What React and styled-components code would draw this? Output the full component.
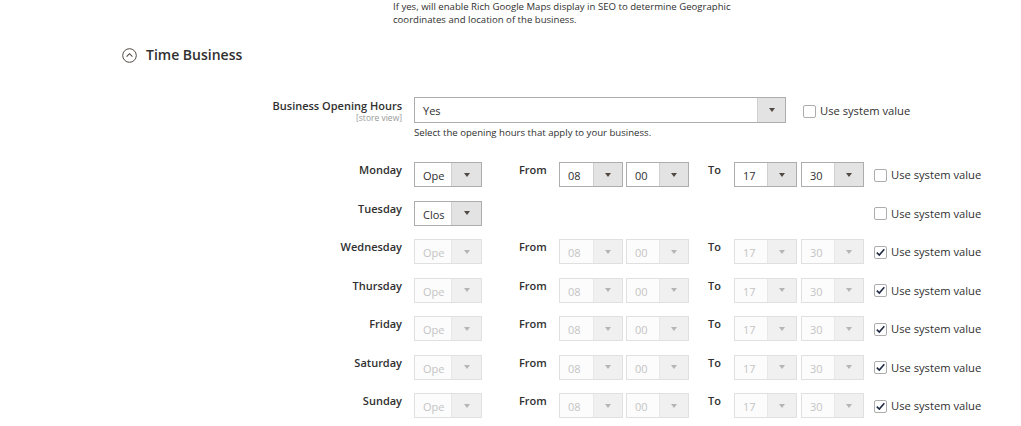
import React from "react";
import styled, { createGlobalStyle } from "styled-components";

const GlobalStyle = createGlobalStyle`
  html, body {
    margin: 0;
    padding: 0;
    background: #fff;
  }
  body {
    font-family: "Open Sans", "Noto Sans", sans-serif;
    color: #303030;
  }
`;

const days = [
  { name: "Monday", status: "Ope", from: ["08", "00"], to: ["17", "30"], system: false },
  { name: "Tuesday", status: "Clos", system: false, closed: true },
  { name: "Wednesday", status: "Ope", from: ["08", "00"], to: ["17", "30"], system: true },
  { name: "Thursday", status: "Ope", from: ["08", "00"], to: ["17", "30"], system: true },
  { name: "Friday", status: "Ope", from: ["08", "00"], to: ["17", "30"], system: true },
  { name: "Saturday", status: "Ope", from: ["08", "00"], to: ["17", "30"], system: true },
  { name: "Sunday", status: "Ope", from: ["08", "00"], to: ["17", "30"], system: true },
];

const Select = ({ value, width, arrow = 28, disabled }) => (
  <SelectBox $width={width} $disabled={disabled}>
    <SelectValue>{value}</SelectValue>
    <SelectArrow $width={arrow} $disabled={disabled}>
      <Caret $disabled={disabled} />
    </SelectArrow>
  </SelectBox>
);

const Checkbox = ({ checked }) => (
  <CheckLabel>
    <Box>
      {checked && (
        <svg width="11" height="11" viewBox="0 0 11 11">
          <path d="M1.8 5.6 L4.3 8.1 L9.3 2.3" fill="none" stroke="#1f2a44" strokeWidth="1.6" />
        </svg>
      )}
    </Box>
    Use system value
  </CheckLabel>
);

const App = () => {
  return (
    <Page>
      <GlobalStyle />
      <TopNote>
        If yes, will enable Rich Google Maps display in SEO to determine Geographic
        <br />
        coordinates and location of the business.
      </TopNote>

      <SectionTitle>
        <svg width="15" height="15" viewBox="0 0 15 15">
          <circle cx="7.5" cy="7.5" r="6.8" fill="none" stroke="#514943" strokeWidth="1" />
          <path d="M4.6 8.6 L7.5 5.7 L10.4 8.6" fill="none" stroke="#514943" strokeWidth="1.1" />
        </svg>
        Time Business
      </SectionTitle>

      <MainRow>
        <FieldLabel>
          Business Opening Hours
          <Scope>[store view]</Scope>
        </FieldLabel>
        <div>
          <Select value="Yes" width={372} arrow={27} />
          <Note>Select the opening hours that apply to your business.</Note>
        </div>
        <CheckCell $main>
          <Checkbox checked={false} />
        </CheckCell>
      </MainRow>

      {days.map((d) => {
        const off = d.system;
        return (
          <DayRow key={d.name}>
            <DayLabel>{d.name}</DayLabel>
            <Select value={d.status} width={68} arrow={29} disabled={off} />
            {!d.closed && (
              <>
                <RangeLabel>From</RangeLabel>
                <TimeGroup $gap={3}>
                  <Select value={d.from[0]} width={64} disabled={off} />
                  <Select value={d.from[1]} width={63} disabled={off} />
                </TimeGroup>
                <RangeLabel>To</RangeLabel>
                <TimeGroup $gap={4}>
                  <Select value={d.to[0]} width={63} disabled={off} />
                  <Select value={d.to[1]} width={63} disabled={off} />
                </TimeGroup>
              </>
            )}
            <CheckCell>
              <Checkbox checked={d.system} />
            </CheckCell>
          </DayRow>
        );
      })}
    </Page>
  );
};

const Page = styled.div`
  width: 1021px;
  height: 426px;
  overflow: hidden;
`;

const TopNote = styled.div`
  margin-left: 393px;
  font-size: 9.6px;
  line-height: 13px;
  color: #303030;
`;

const SectionTitle = styled.div`
  display: flex;
  align-items: center;
  gap: 9px;
  margin: 19px 0 0 122px;
  font-size: 14px;
  line-height: 20px;
  font-weight: 600;
  color: #303030;
`;

const MainRow = styled.div`
  display: grid;
  grid-template-columns: 414px 372px auto;
  margin: 32px 0 22px;
`;

const FieldLabel = styled.div`
  padding: 2px 12px 0 0;
  text-align: right;
  font-size: 11px;
  line-height: 14px;
  font-weight: 600;
`;

const Scope = styled.div`
  font-size: 8.5px;
  line-height: 10px;
  font-weight: 400;
  color: #999;
`;

const Note = styled.div`
  margin-top: 3px;
  font-size: 9.6px;
  line-height: 14px;
`;

const DayRow = styled.div`
  display: grid;
  grid-template-columns: 414px 105px 40px 149px 26px 140px auto;
  align-items: start;
  height: 38.5px;
`;

const DayLabel = styled.div`
  padding: 1px 12px 0 0;
  text-align: right;
  font-size: 11px;
  line-height: 14px;
  font-weight: 600;
`;

const RangeLabel = styled.div`
  padding-top: 1px;
  font-size: 11px;
  line-height: 14px;
  font-weight: 600;
`;

const TimeGroup = styled.div`
  display: flex;
  gap: ${(p) => p.$gap}px;
`;

const CheckCell = styled.div`
  grid-column: -2;
  padding: ${(p) => (p.$main ? "7px 0 0 17px" : "6px 0 0 0")};
`;

const SelectBox = styled.div`
  box-sizing: border-box;
  display: flex;
  width: ${(p) => p.$width}px;
  height: 25px;
  border: 1px solid ${(p) => (p.$disabled ? "#e0e0e0" : "#adadad")};
  background: ${(p) => (p.$disabled ? "#fcfcfc" : "#fff")};
  color: ${(p) => (p.$disabled ? "#c4c4c4" : "#303030")};
  ${MainRow} & {
    height: 26px;
  }
`;

const SelectValue = styled.div`
  flex: 1;
  padding: 2px 0 0 8px;
  font-size: 11px;
  line-height: 22px;
  white-space: nowrap;
  overflow: hidden;
`;

const SelectArrow = styled.div`
  flex: none;
  width: ${(p) => p.$width}px;
  display: flex;
  align-items: center;
  justify-content: center;
  border-left: 1px solid ${(p) => (p.$disabled ? "#e8e8e8" : "#d0d0d0")};
  background: ${(p) => (p.$disabled ? "#f0f0f0" : "#e3e3e3")};
`;

const Caret = styled.span`
  width: 0;
  height: 0;
  border-left: 3.5px solid transparent;
  border-right: 3.5px solid transparent;
  border-top: 4px solid ${(p) => (p.$disabled ? "#b5b5b5" : "#514943")};
`;

const CheckLabel = styled.label`
  display: flex;
  align-items: center;
  gap: 4px;
  font-size: 11.2px;
  line-height: 14px;
  color: #303030;
  white-space: nowrap;
`;

const Box = styled.span`
  box-sizing: border-box;
  width: 13px;
  height: 13px;
  border: 1px solid #adadad;
  border-radius: 2px;
  background: #fff;
  display: flex;
  align-items: center;
  justify-content: center;
`;

export default App;
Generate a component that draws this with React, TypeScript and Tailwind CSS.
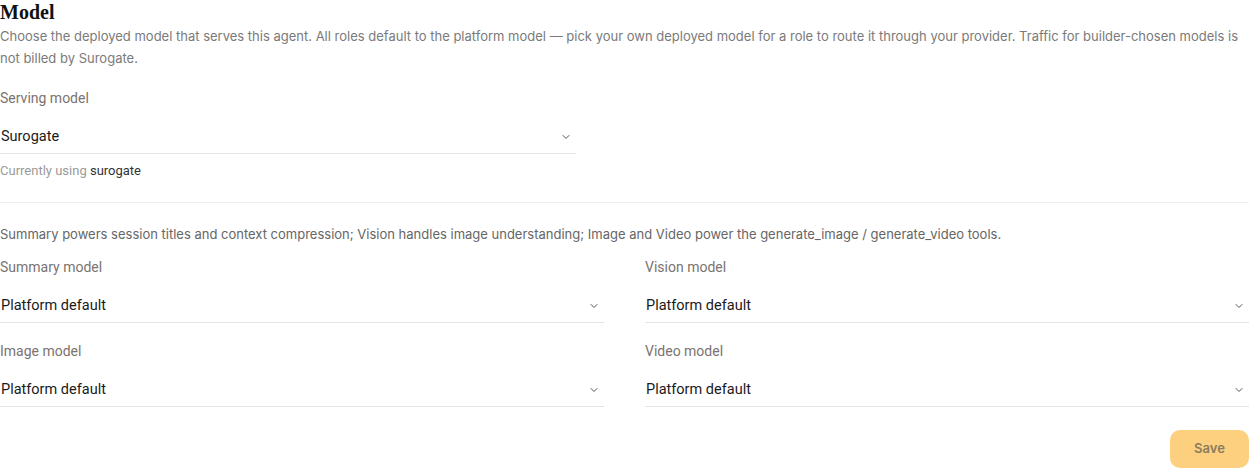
import { ChevronDown } from 'lucide-react';

interface ModelSelectProps {
  label: string;
  value: string;
}

function ModelSelect({ label, value }: ModelSelectProps) {
  return (
    <div className="flex flex-col">
      <span className="h-[22px] text-[14px] leading-[22px] text-[#7a7370]">{label}</span>
      <div className="mt-[9px] flex h-[36px] items-center justify-between border-b border-[#e4e4e4] pl-[1px] pr-[4px] pt-[2px]">
        <span className="text-[14.5px] text-[#1a1a1a]">{value}</span>
        <ChevronDown className="h-[12px] w-[12px] text-[#555]" strokeWidth={2} />
      </div>
    </div>
  );
}

export default function App() {
  return (
    <div className="min-h-[468px] w-[1249px] bg-white font-['Roboto',sans-serif]">
      <h2 className="pt-[1px] font-['Liberation_Serif',serif] text-[20px] font-bold leading-[22px] text-[#111]">
        Model
      </h2>
      <p className="mt-[2px] font-['Inter',sans-serif] text-[13px] leading-[22px] text-[#7a7a7a]">
        Choose the deployed model that serves this agent. All roles default to the platform model — pick your own deployed model for a role to route it through your provider. Traffic for builder-chosen models is not billed by Surogate.
      </p>

      <div className="mt-[18px] w-[576px]">
        <ModelSelect label="Serving model" value="Surogate" />
        <p className="mt-[8px] text-[13px] leading-[18px] text-[#9a9a9a]">
          Currently using <span className="text-[#333]">surogate</span>
        </p>
      </div>

      <div className="mt-[22px] border-t border-[#f0f0f0]" />

      <p className="mt-[21px] font-['Inter',sans-serif] text-[13px] leading-[20px] text-[#666]">
        Summary powers session titles and context compression; Vision handles image understanding; Image and Video power the generate_image / generate_video tools.
      </p>

      <div className="mt-[12px] grid grid-cols-2 gap-x-[41px] gap-y-[17px]">
        <ModelSelect label="Summary model" value="Platform default" />
        <ModelSelect label="Vision model" value="Platform default" />
        <ModelSelect label="Image model" value="Platform default" />
        <ModelSelect label="Video model" value="Platform default" />
      </div>

      <div className="mt-[23px] flex justify-end">
        <button
          type="button"
          className="h-[38px] w-[79px] rounded-[10px] bg-[#fdd07f] font-['Inter',sans-serif] text-[13px] font-semibold text-[#8a7c60]"
        >
          Save
        </button>
      </div>
    </div>
  );
}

- Exercise details:
Look through the entries above and list every line containing "this".

- In response:
What React and styled-components code would draw this? Output the full component.
Generate a component that draws this with React, TypeScript and Tailwind CSS.
        Choose the deployed model that serves this agent. All roles default to the platform model — pick your own deployed model for a role to route it through your provider. Traffic for builder-chosen models is not billed by Surogate.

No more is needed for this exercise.